In some aspects, I wish I have a more interesting story to tell.  My wife assures me that I have a quite entrepreneurial history.  To this, she is referring to my “business” as a middle school teenager.  I was in 6th grade when I inherited the job of mowing my neighbor’s yard from one of my older brothers.  He was of legal working age and had moved on to bigger and better things.  I, however, continued to mow my neighbor’s yard for $20 every other week.  It didn’t just stop there.  I was soon approached by two other neighbors who wanted me to mow their yards as well.  My family lived in a semi-rural setting with acres of fields.  Each of these other jobs consisted of more potential income which would be saved to buy things that any teenager wants.  I eventually got to the point where I had to turn down interested neighbors because I didn’t have the time to mow all of their lawns in my free time.  Plus, I was making enough money to save up for the items that I wanted to buy.  It was here that I see a fundamental value in finances took its grip.  I realized that in order to get what you want, you have to SAVE – and save, I did.  I was, however, quite the consumer as a teenager.  I bought my first laptop (used) in eight grade on ebay.  I had also purchased many other items to make my room as “cool” as possible.  What other ways could a teenager want to spend his money?

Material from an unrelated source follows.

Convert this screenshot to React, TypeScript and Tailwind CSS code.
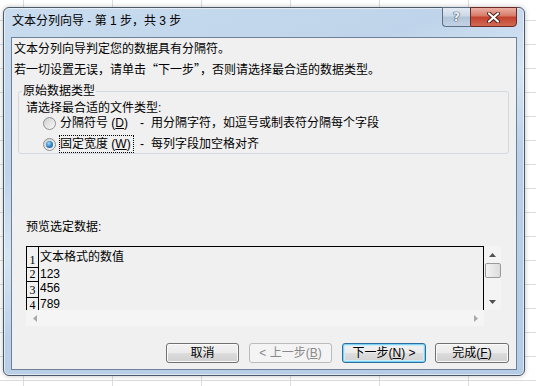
import React from "react";

function Radio({ checked }: { checked?: boolean }) {
  return (
    <span className="flex h-[13px] w-[13px] shrink-0 items-center justify-center rounded-full border border-[#8e8f8f] bg-[linear-gradient(135deg,#cfcfcf,#f9f9f9)]">
      {checked && (
        <span className="h-[7px] w-[7px] rounded-full bg-[radial-gradient(circle_at_40%_35%,#a5dcfa_0%,#3b8ccc_45%,#0f4a80_100%)]" />
      )}
    </span>
  );
}

function Arrow({ dir, color }: { dir: "up" | "down" | "left" | "right"; color: string }) {
  const pts: Record<string, string> = {
    up: "0,4 3.5,0 7,4",
    down: "0,0 3.5,4 7,0",
    left: "4,0 0,3.5 4,7",
    right: "0,0 4,3.5 0,7",
  };
  const vertical = dir === "up" || dir === "down";
  return (
    <svg width={vertical ? 7 : 4} height={vertical ? 4 : 7} viewBox={vertical ? "0 0 7 4" : "0 0 4 7"}>
      <polygon points={pts[dir]} fill={color} />
    </svg>
  );
}

function Btn({
  w,
  children,
  kind = "normal",
}: {
  w: string;
  children: React.ReactNode;
  kind?: "normal" | "disabled" | "default";
}) {
  const base = "flex h-[20px] items-center justify-center rounded-[3px] border text-[12px] leading-[14px]";
  if (kind === "disabled")
    return (
      <div className={`${base} ${w} border-[#b8bcbf] bg-[#f4f4f4] text-[#8a8a8a]`}>{children}</div>
    );
  if (kind === "default")
    return (
      <div
        className={`${base} ${w} border-[#2f6d9c] bg-[linear-gradient(#f3f3f3_0%,#ebebeb_50%,#dedede_50%,#d2d2d2_100%)] text-black shadow-[inset_0_0_0_1px_#7fd2f0,inset_0_0_0_2px_#c8ecf8]`}
      >
        {children}
      </div>
    );
  return (
    <div
      className={`${base} ${w} border-[#707070] bg-[linear-gradient(#f2f2f2_0%,#ebebeb_50%,#dddddd_50%,#cfcfcf_100%)] text-black shadow-[inset_0_0_0_1px_#fbfbfb]`}
    >
      {children}
    </div>
  );
}

export default function App() {
  const rows = [
    { n: "1", t: "文本格式的数值", h: "h-[21px]", c: "items-center" },
    { n: "2", t: "123", h: "h-[14px]", c: "items-start" },
    { n: "3", t: "456", h: "h-[16px]", c: "items-start" },
    { n: "4", t: "789", h: "h-[15px]", c: "items-start" },
  ];
  return (
    <div className="h-[386px] w-[536px] overflow-hidden bg-white bg-[linear-gradient(to_right,#dadcdd_1px,transparent_1px),linear-gradient(to_bottom,#dadcdd_1px,transparent_1px)] pl-[3px] pt-[7px] font-['Liberation_Sans','Noto_Sans_CJK_SC',sans-serif] text-[12px] text-black [background-position:23px_20px] [background-size:89px_24px]">
      <div className="flex h-[369px] w-[522px] flex-col rounded-[6px] border border-[#4b5867] bg-[linear-gradient(160deg,#c9dcef_0%,#bfd4ea_30%,#d6e5f4_45%,#bad0e8_60%,#b4cce6_100%)] px-[7px] pb-[5px] shadow-[inset_0_0_0_1px_rgba(255,255,255,0.55),0_0_5px_rgba(0,0,0,0.25)]">
        {/* title bar */}
        <div className="flex h-[29px] shrink-0 items-start justify-between">
          <div className="ml-[1px] mt-[5px] text-[12px] leading-[16px] text-black">文本分列向导 - 第 1 步，共 3 步</div>
          <div className="-mt-[1px] flex">
            <div className="flex h-[20px] w-[28px] items-center justify-center rounded-bl-[4px] border border-r-0 border-[#5b6f86] bg-[linear-gradient(#e2eaf3_0%,#cbd8e6_45%,#b2c4d8_50%,#c3d3e4_100%)]">
              <span className="font-['DejaVu_Sans',sans-serif] text-[12px] font-bold leading-[12px] text-[#eef3f8] [text-shadow:0_0_1px_#3d4f63,0_0_1px_#3d4f63,0_0_1px_#3d4f63]">
                ?
              </span>
            </div>
            <div className="flex h-[20px] w-[47px] items-center justify-center rounded-br-[4px] border border-[#6b2a22] bg-[linear-gradient(#eab0a4_0%,#d77966_45%,#c2412d_50%,#d26a55_100%)]">
              <svg width="13" height="11" viewBox="0 0 13 11">
                <path d="M2 1.5 L11 9.5 M11 1.5 L2 9.5" stroke="#4a1f19" strokeWidth="4" strokeLinecap="round" />
                <path d="M2 1.5 L11 9.5 M11 1.5 L2 9.5" stroke="#ffffff" strokeWidth="2.2" strokeLinecap="round" />
              </svg>
            </div>
          </div>
        </div>

        {/* client area */}
        <div className="flex flex-1 flex-col border border-[#6f819a] bg-[#f0f0f0] pb-[6px]">
          <div className="pl-[2px] pt-[1px] leading-[20px]">
            <div>文本分列向导判定您的数据具有分隔符。</div>
            <div>
              若一切设置无误，请单击<span className="font-['Noto_Sans_CJK_SC',sans-serif]">“</span>下一步
              <span className="font-['Noto_Sans_CJK_SC',sans-serif]">”</span>，否则请选择最合适的数据类型。
            </div>
          </div>

          <fieldset className="ml-[6px] mr-[7px] mt-[3px] rounded-[3px] border border-[#d2d9de]">
            <legend className="ml-[3px] px-[1px] leading-[16px]">原始数据类型</legend>
            <div className="ml-[7px] mt-[2px] h-[15px] leading-[15px]">请选择最合适的文件类型:</div>
            <div className="ml-[24px] flex h-[14px] items-center">
              <Radio />
              <span className="ml-[3px] flex h-[18px] w-[75px] items-center border border-transparent">
                分隔符号 (<span className="underline">D</span>)
              </span>
              <span className="ml-[6px] w-[11px]">-</span>
              <span>用分隔字符，如逗号或制表符分隔每个字段</span>
            </div>
            <div className="ml-[24px] mt-[5px] flex h-[18px] items-center">
              <Radio checked />
              <span className="ml-[3px] flex h-[18px] w-[75px] items-center border border-dotted border-black">
                固定宽度 (<span className="underline">W</span>)
              </span>
              <span className="ml-[6px] w-[11px]">-</span>
              <span>每列字段加空格对齐</span>
            </div>
          </fieldset>

          <div className="ml-[14px] mt-[65px] h-[16px] leading-[16px]">预览选定数据:</div>

          <div className="ml-[14px] mt-[11px] grid h-[80px] w-[475px] grid-cols-[458px_17px] grid-rows-[64px_16px]">
            <div className="flex flex-col overflow-hidden border-l border-r border-t border-black">
              {rows.map((r) => (
                <div key={r.n} className={`flex shrink-0 ${r.h}`}>
                  <div className="flex w-[12px] shrink-0 items-end justify-center border-b border-r border-black font-['Liberation_Serif','Noto_Sans_CJK_SC',serif] text-[12px] leading-[13px]">
                    {r.n}
                  </div>
                  <div className={`flex pl-[1px] leading-[13px] ${r.c}`}>{r.t}</div>
                </div>
              ))}
            </div>
            <div className="flex flex-col items-center bg-[#f4f4f4]">
              <div className="flex h-[17px] items-center justify-center">
                <Arrow dir="up" color="#505050" />
              </div>
              <div className="h-[15px] w-[16px] rounded-[2px] border border-[#9a9a9a] bg-[linear-gradient(to_right,#f4f4f4,#dcdcdc)]" />
              <div className="flex-1" />
              <div className="flex h-[17px] items-center justify-center">
                <Arrow dir="down" color="#505050" />
              </div>
            </div>
            <div className="flex items-center justify-between bg-[#f5f5f5]">
              <div className="flex w-[17px] items-center justify-center">
                <Arrow dir="left" color="#a8a8a8" />
              </div>
              <div className="flex w-[17px] items-center justify-center">
                <Arrow dir="right" color="#a8a8a8" />
              </div>
            </div>
            <div className="bg-[#f0f0f0]" />
          </div>

          <div className="mt-auto flex justify-end pr-[7px]">
            <Btn w="w-[73px]">取消</Btn>
            <div className="ml-[10px]">
              <Btn w="w-[83px]" kind="disabled">
                &lt; 上一步(<span className="underline">B</span>)
              </Btn>
            </div>
            <div className="ml-[10px]">
              <Btn w="w-[84px]" kind="default">
                下一步(<span className="underline">N</span>) &gt;
              </Btn>
            </div>
            <div className="ml-[9px]">
              <Btn w="w-[74px]">
                完成(<span className="underline">F</span>)
              </Btn>
            </div>
          </div>
        </div>
      </div>
    </div>
  );
}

While I was years ahead of many of my classmates in terms of financial responsibility, I wasn’t the most financially responsible teenager.  I did discuss with my dad about purchasing a stock with some savings I had acquired from my various jobs (baby sitting, lawn mowing, etc.).  I had scouted out a stock that I thought was a good investment, but I never did make my first step to investing in the stock market.  On a side note, the stock that I wanted to purchase at $9 a share in 2001 is now selling for $40+ per share.

From there, I went on to get a part-time job in highschool where I would save 80% of my earnings for bigger purchases.  I would cash out the remaining 20% and use it on everyday expenses such as gas, food, etc.  I always knew that there were things I would want to buy later.  I also knew that I needed to save for college because my parents made it clear with my older brothers that we were to pay for our own college education. 🙂 By the time I left for college, I had saved up $5,000 for college.  I have always had a mentality of saving first.

To any financial approach, ‘saving first’ is an important foundation.  It is the foundation of any financial advisor.  Afterall, you cannot invest without any savings or money.  Looking back on my life, living a financially responsible life comes down to realizing future goals and understanding the importance of saving NOW.